«Quel giorno eravamo in montagna con dei nostri amici», dice la madre di Chiara rispondendo alla giornalista che le chiede chi le abbia dato la notizia della scomparsa della figlia. Mentre pronuncia la frase, si porta la mano sinistra al viso, si tocca il naso e abbassa lo sguardo (foto). Per Gianluca Spina, ex funzionario della Polizia di Stato e oggi esperto di comunicazione non verbale, quei tre gesti non sono casuali: potrebbero essere il segnale che qualcosa, in quella dichiarazione, non torna. Secondo Spina, come racconta sul settimanale Giallo diretto da Albina Perri, la schiarita di voce che precede la risposta potrebbe indicare paura. È una reazione automatica: quando si è in difficoltà nel dire qualcosa – perché imbarazzati o sotto pressione – si tende inconsciamente a “liberare” la voce. Il gesto di toccarsi il naso, invece, potrebbe essere una reazione fisiologica allo stress, una conseguenza dell’aumento della pressione sanguigna tipica di chi prova paura. Ma paura di cosa? Se davvero ci fosse qualcosa di scorretto nell’affermazione relativa alla presunta gita in montagna, la paura potrebbe derivare dal timore di essere scoperti in un potenziale stato di menzogna. E lo sguardo rivolto verso il basso – da sempre associato a imbarazzo o senso di colpa – sembrerebbe confermare questa ipotesi.

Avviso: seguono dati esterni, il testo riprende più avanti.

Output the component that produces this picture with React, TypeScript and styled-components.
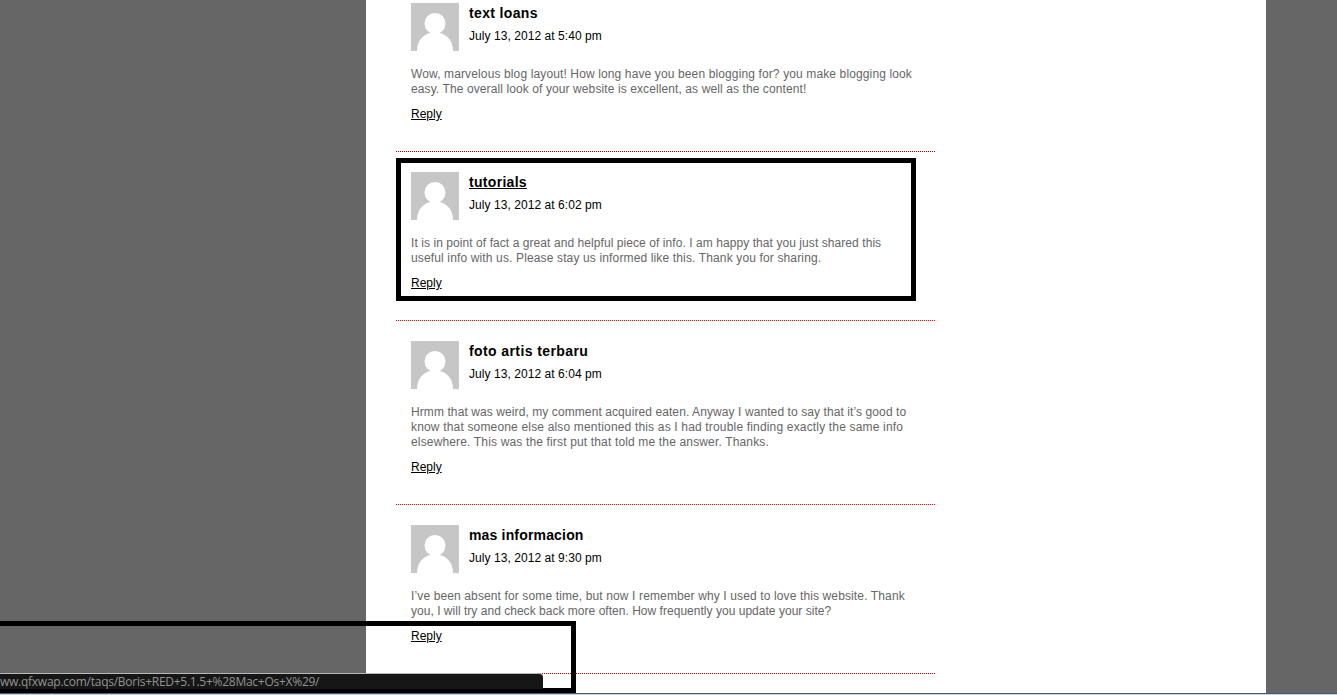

«Per un investigatore vecchio stile come me», commenta Spina, «il linguaggio del corpo è una traccia, mai una prova, ma può aprire piste importanti». Nel caso specifico, l’unica persona a confermare la gita in montagna è la stessa Rita Preda, madre della ragazza. Nessun familiare, nessun amico, né albergatori o soccorritori ha mai confermato la presenza della famiglia in quei luoghi. Nemmeno i carabinieri. «Eppure – sottolinea Spina – sarebbe stato fondamentale acquisire altre testimonianze. Perché in casi del genere non si può tralasciare nulla». A complicare il quadro, c’è un altro dettaglio: la sera del 12 agosto, nella casa della madre di Rita Preda a Gropello Cairoli, viene segnalata la presenza di una persona mai identificata. Quella stessa notte, attorno alle 2 l’auto di Rita Preda viene localizzata in movimento, nonostante si trovasse a chilometri da lì. «Forse, se avessimo ascoltato meglio anche i silenzi, i gesti, i pruriti e gli sguardi – conclude Spina – alcuni indizi sarebbero emersi prima. La comunicazione non verbale, in certe indagini, può fare la differenza. Almeno come punto di partenza».